Born in Yamaguchi (Choshu
At age 17, Katsura joined the movement in Choshu
against the Tokugawa shogunate and fought in some of the major campaigns
leading up to the Meiji Restoration
of 1868. In the early 1870s he studied military science in Germany, and
served as military attache to the Japanese embassy in Germany from 1875
to 1878. In 1884 and 1885 he again visited Europe to study military systems.
He served in several key military posts, and in 1896, Katsura was appointed
governor-general of Taiwan and then army minister in successive cabinets
from 1898 to 1900.
In 1901 Katsura became prime minister, and in the succeeding years he presided
over a series of foreign policy moves that established Japan as a major
imperialist power in East Asia: the Anglo-Japanese Alliance of 1902, the
Russo-Japanese War of 1904-05, and Japan's annexation of Korea in 1910.
In domestic politics, Katsura engaged in a power struggle for power with
the Rikken Seiyukai, the majority party in the lower house of the Diet.

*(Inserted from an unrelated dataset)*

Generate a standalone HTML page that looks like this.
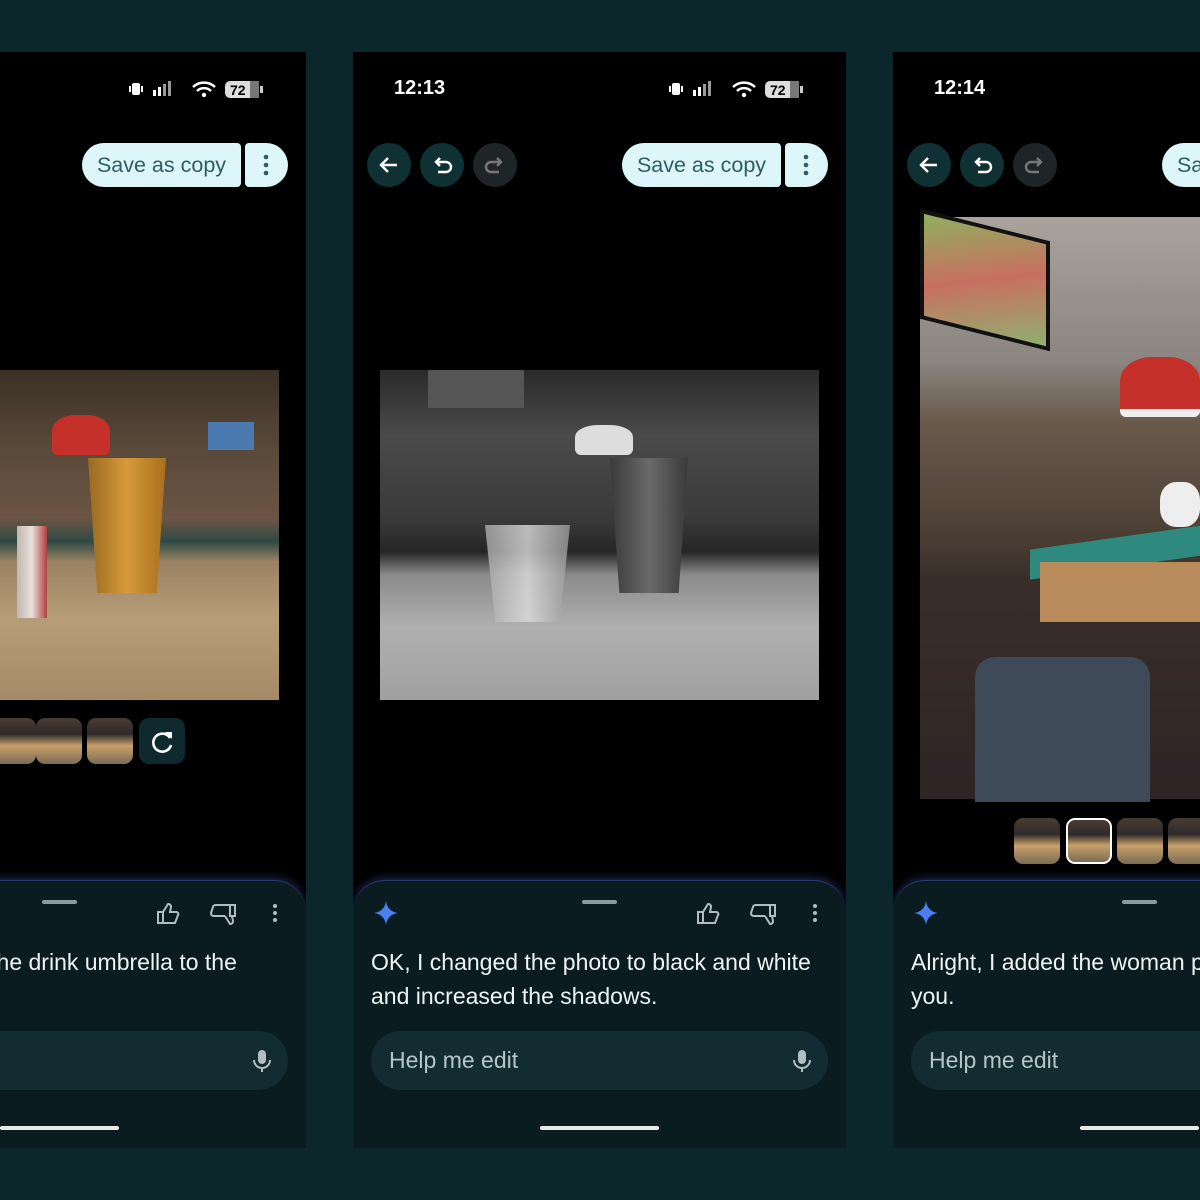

He sustained his prime ministerships through a compromise with the party
by which he agreed to alternate the premiership with Saionji Kimmochi
, the party's president. Although this period is often referred to as the
Katsura-Saionji decade (Kei-en jidai), it was primarily through Hara Takashi
(Kei), the party secretary, that this compromise arrangement was worked
In 1906, Katsura resigned because of public dissatisfaction with the Portsmouth
Treaty that had ended the war with Russia. As prime minister again (1908-11),
he pushed through the annexation of Korea and engaged in a struggle with
the Diet over expansion of the military budget. Katsura became increasingly
unpopular through the course of the decade, however, as a symbol of domainal
(hanbatsu) and military clique (gunbatsu) politics and as the sentiment
spread that he was using his office to further his personal ambitions and
the interests of the military at the expense of the people. His reappointment
as prime minister in 1912 was widely interpreted as an example of genro
manipulation. The major parliamentary parties united in opposition, organized
mass demonstrations, and passed a nonconfidence motion. Katsura lost support
of the genro when he attempted to form a new party and sought imperial
intervention to rescind the nonconfidence motion. He was nonetheless forced
to resign (Taisho Political Crisis). He died eight months later.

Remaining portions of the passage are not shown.